Progress is never a straight line. It’s always a few steps forward, a few steps back. That’s exactly what the past few months have been for me.

While waiting for my editor to return to work, I had someone from my target audience read Fear Unleashed — a 12-year-old girl who reads voraciously and loves scifi/fantasy. The verdict? She loved it. I even had a chance to sit down and ask her a few questions and hear her suggestions. It was a confidence booster. She was anxious to read the next book, so I better get it finished! One step forward.

Beyond the test of patience while I waited for my editor to return to action, it felt like I was faced with another test. I came home last week, opened my mailbox, and instantly my heart froze in my chest. It was a letter from the IRS. It’s the one piece of mail that instantly signals bad news. It’s never a letter saying, “Hey, we found out you overpaid and now we’re sending you thousands of dollars.” It’s never that. No, it’s always something scary and something bad. I instantly went to a dark place. I saw my dream ending. I saw the last of my savings gone. This leap left little room for error. A serious illness, injury, a totaled car… all things that could put me in a desperate place. I never figured in the IRS, but that could do it too. It felt like once again the football was being pulled away just as I was kicking. A huge step backward.

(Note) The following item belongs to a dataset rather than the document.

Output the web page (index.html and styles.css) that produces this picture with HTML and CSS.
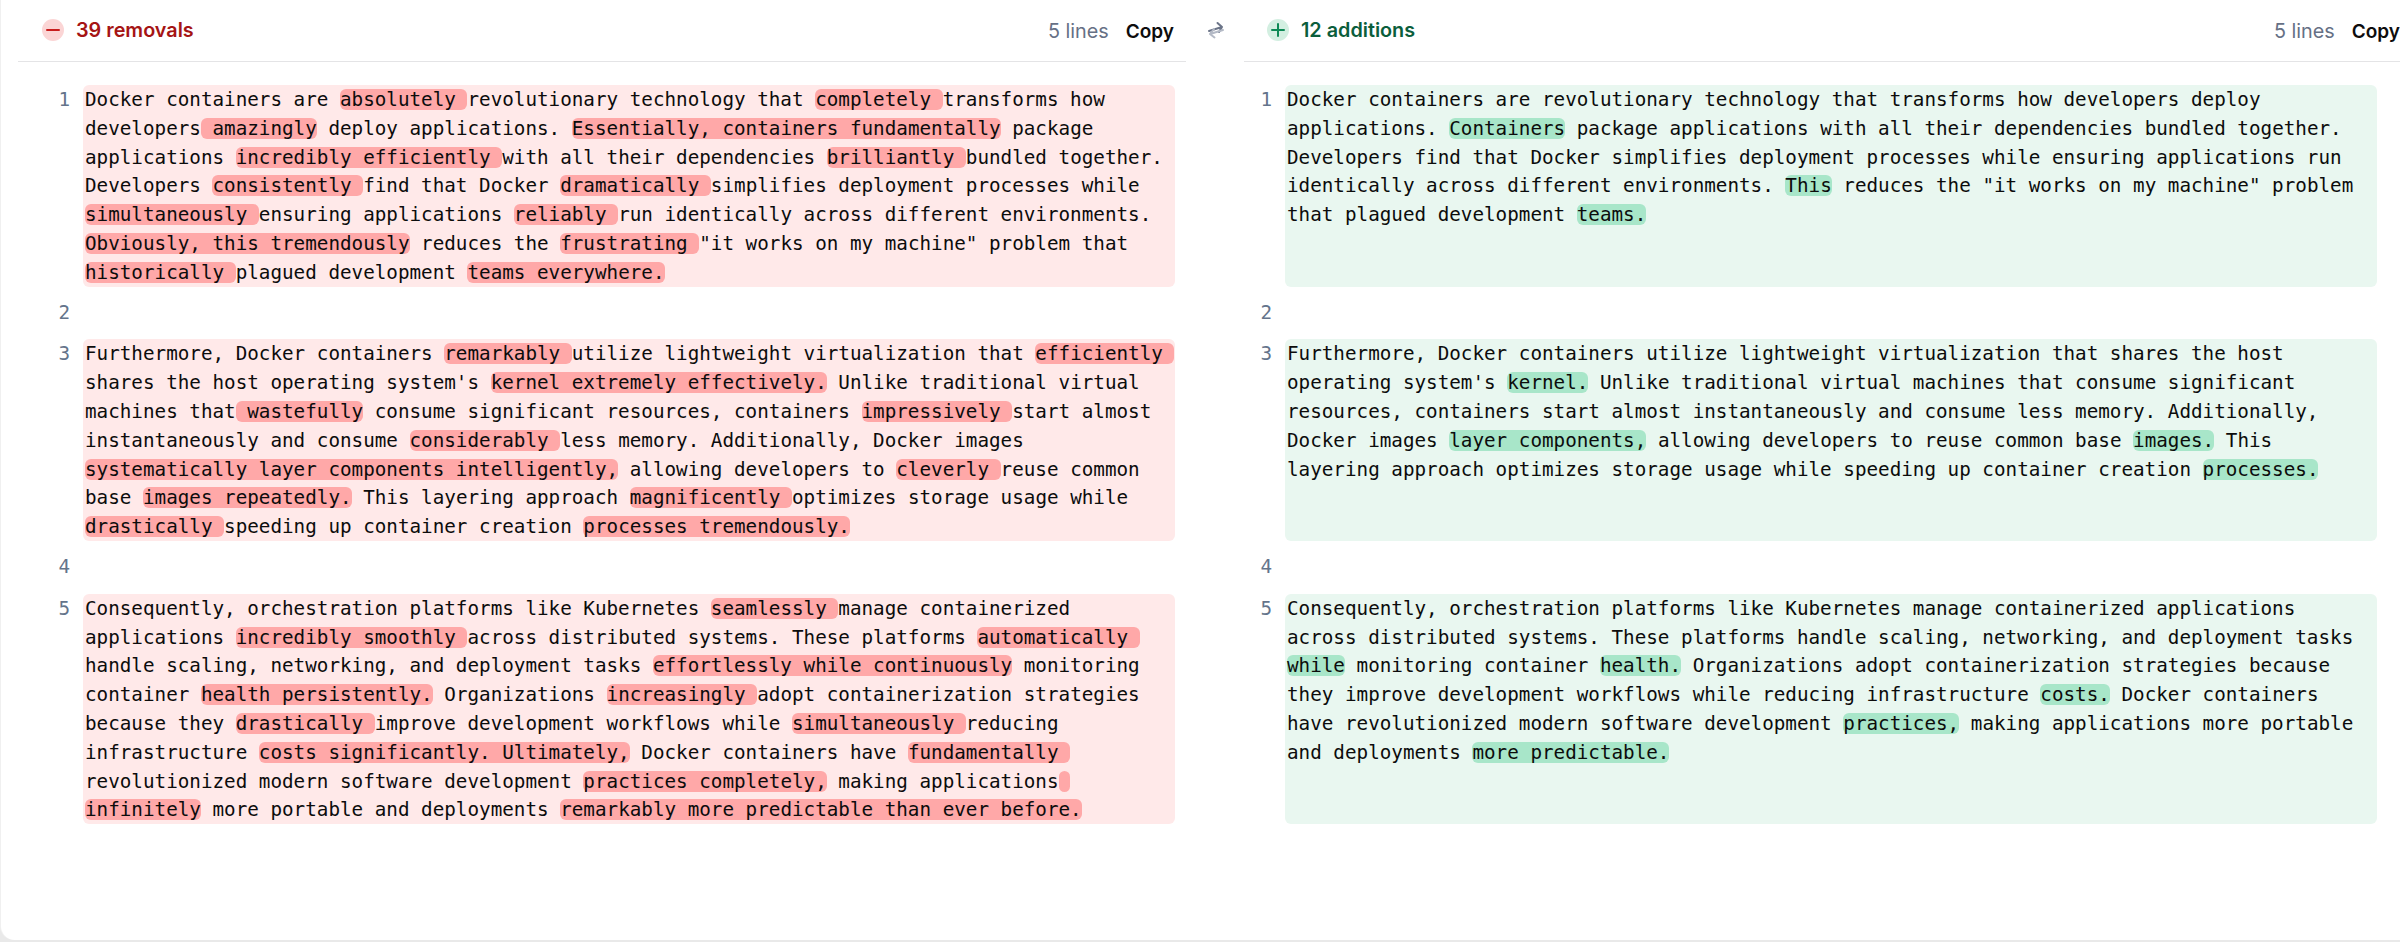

I went to the dark place, but I didn’t stay. Even as a lead ball formed in my gut, I attempted to reason my way out. I read and reread the letter, looking for an indication of what they thought I might owe. While I realized it would be painful, I could take the loss. I got ahold of my accountant, and was reassured that everything was fine. This was a computer error that would quickly be straightened out by him. Once I got him all the forms he needed and signed where I needed to sign, I felt back on track. Having had a chance to get my feet under me for the past two years, it was easier to regain my balance. Being a part of a supportive community also helps me remain steady.  So, I managed to deal with a delay in submitting my manuscript, and a threat to my finances without losing hope. Yay, me! Two steps forward.

Today I finally took the next big step forward. The manuscript is in the hands of a literary agency. It may be months before they make a decision, so there is nothing for me to do at this point except keep writing and wait. But Fear Unleashed‘s journey has begun. Will this be the start of rejection until I finally find a “yes?” Or will I defy the odds and land an agent straight off? Stay tuned to the unfolding saga.

And even though I’m celebrating my steps forward, I recognize I will surely have to take a step or two back yet again. Going with it instead of fighting it, is a more graceful response and turns the whole process into a dance. And that’s what I’m hoping to do… dance all the way to publication. Cha cha cha.